- _Exercise instructions_
Up to and including the line with "16.2, bottom: 181.2", write out the listing from its first line, minus the pictures.

- _Information shown_
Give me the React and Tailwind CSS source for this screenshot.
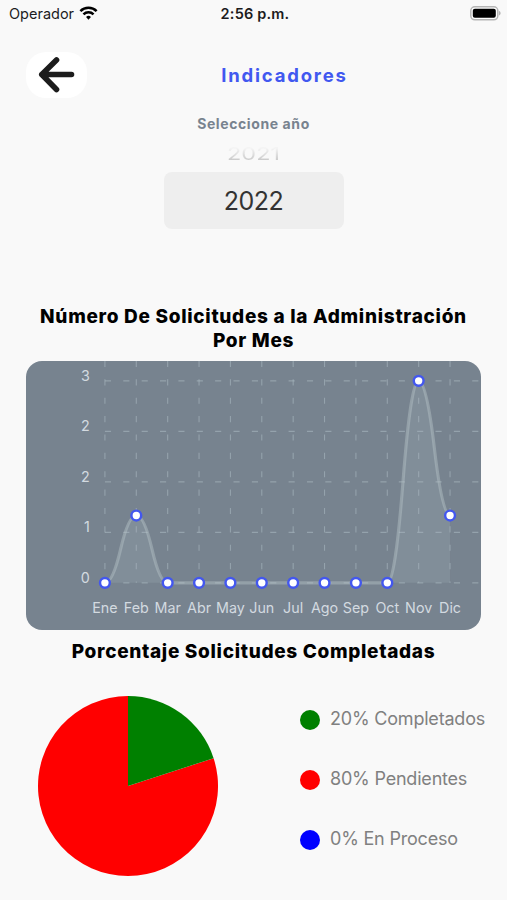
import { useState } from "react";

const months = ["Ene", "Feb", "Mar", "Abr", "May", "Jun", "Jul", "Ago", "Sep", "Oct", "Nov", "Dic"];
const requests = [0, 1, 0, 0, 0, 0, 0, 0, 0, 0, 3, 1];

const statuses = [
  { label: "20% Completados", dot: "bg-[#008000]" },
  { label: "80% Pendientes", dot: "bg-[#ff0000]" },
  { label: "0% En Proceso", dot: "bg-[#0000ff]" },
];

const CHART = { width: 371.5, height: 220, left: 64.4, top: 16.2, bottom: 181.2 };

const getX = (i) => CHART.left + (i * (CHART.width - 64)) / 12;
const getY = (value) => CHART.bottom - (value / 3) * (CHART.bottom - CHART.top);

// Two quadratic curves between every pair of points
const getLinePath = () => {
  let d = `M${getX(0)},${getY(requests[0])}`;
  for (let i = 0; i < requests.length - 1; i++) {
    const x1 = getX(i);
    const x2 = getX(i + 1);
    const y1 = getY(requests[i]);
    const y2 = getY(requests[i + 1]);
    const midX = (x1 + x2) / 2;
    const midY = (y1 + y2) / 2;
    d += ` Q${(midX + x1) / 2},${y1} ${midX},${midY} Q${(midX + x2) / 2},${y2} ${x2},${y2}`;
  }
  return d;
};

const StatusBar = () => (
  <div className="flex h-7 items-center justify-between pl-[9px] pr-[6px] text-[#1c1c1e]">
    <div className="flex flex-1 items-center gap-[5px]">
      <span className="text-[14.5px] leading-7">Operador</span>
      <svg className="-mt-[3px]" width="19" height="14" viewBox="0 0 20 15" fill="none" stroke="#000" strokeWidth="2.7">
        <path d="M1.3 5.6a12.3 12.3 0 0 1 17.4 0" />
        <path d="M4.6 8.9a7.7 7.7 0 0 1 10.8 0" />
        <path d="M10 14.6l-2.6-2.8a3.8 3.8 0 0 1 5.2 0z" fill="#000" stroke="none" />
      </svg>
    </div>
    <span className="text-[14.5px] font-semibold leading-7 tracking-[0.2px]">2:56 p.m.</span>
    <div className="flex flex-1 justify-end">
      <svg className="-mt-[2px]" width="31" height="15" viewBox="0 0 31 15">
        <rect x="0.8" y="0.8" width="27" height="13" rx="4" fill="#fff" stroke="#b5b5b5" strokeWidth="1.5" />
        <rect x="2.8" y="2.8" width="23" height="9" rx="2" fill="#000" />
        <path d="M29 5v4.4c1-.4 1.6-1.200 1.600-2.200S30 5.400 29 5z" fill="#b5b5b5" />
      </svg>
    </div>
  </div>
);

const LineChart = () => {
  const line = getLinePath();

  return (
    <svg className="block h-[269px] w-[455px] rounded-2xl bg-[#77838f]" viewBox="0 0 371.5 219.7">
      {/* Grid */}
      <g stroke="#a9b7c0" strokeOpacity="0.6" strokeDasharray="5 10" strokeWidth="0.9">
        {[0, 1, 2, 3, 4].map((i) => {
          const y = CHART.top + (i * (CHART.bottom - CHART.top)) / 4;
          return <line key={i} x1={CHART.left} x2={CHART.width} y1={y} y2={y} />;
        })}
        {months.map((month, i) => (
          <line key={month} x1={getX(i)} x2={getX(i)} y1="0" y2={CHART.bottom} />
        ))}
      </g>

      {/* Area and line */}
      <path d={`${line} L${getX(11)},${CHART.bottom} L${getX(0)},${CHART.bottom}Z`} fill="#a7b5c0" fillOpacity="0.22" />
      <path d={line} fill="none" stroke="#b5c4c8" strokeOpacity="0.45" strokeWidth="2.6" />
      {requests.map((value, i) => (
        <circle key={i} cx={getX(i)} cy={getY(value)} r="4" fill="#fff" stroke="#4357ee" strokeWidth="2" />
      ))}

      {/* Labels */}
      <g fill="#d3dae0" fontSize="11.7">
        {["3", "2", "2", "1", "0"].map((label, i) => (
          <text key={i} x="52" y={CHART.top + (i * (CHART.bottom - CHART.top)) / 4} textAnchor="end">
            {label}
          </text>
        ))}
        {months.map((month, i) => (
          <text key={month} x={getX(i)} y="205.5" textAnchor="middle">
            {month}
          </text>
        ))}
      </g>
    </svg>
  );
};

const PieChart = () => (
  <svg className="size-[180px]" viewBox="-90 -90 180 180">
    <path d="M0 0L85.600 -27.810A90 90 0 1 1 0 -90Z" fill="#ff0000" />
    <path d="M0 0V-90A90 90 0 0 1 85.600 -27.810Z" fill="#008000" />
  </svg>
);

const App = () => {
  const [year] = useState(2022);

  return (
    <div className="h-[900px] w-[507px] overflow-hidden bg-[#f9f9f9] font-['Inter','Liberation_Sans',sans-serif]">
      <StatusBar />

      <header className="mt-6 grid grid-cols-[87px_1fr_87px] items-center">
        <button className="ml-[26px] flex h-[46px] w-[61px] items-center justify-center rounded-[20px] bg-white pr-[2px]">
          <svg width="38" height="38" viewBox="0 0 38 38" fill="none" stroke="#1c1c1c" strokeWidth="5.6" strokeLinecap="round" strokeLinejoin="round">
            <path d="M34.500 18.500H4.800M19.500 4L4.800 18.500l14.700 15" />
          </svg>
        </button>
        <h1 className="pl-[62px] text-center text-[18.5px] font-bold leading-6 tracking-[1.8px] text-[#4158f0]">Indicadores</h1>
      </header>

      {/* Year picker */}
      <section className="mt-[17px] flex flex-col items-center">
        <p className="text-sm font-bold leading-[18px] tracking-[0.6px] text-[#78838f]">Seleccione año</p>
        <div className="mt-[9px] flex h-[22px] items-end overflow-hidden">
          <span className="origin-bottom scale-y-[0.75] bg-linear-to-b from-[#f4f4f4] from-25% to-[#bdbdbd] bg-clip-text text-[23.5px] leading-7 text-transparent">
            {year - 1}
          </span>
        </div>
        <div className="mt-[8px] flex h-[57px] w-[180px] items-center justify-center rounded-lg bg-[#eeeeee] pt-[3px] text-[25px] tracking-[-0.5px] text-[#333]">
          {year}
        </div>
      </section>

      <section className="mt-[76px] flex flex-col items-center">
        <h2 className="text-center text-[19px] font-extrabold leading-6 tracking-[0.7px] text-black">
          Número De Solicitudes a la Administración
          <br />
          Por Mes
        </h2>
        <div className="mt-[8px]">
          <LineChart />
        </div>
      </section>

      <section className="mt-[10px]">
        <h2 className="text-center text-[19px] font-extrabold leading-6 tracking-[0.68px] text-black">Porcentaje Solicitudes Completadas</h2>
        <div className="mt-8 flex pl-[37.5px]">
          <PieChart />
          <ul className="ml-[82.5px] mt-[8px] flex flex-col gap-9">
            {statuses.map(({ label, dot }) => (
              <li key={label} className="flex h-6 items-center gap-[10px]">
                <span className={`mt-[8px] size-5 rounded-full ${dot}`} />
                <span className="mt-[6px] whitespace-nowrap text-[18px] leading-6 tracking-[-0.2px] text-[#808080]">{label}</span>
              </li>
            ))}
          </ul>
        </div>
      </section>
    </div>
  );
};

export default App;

- _Exercise output_
Give me the React and Tailwind CSS source for this screenshot.
import { useState } from "react";

const months = ["Ene", "Feb", "Mar", "Abr", "May", "Jun", "Jul", "Ago", "Sep", "Oct", "Nov", "Dic"];
const requests = [0, 1, 0, 0, 0, 0, 0, 0, 0, 0, 3, 1];

const statuses = [
  { label: "20% Completados", dot: "bg-[#008000]" },
  { label: "80% Pendientes", dot: "bg-[#ff0000]" },
  { label: "0% En Proceso", dot: "bg-[#0000ff]" },
];

const CHART = { width: 371.5, height: 220, left: 64.4, top: 16.2, bottom: 181.2 };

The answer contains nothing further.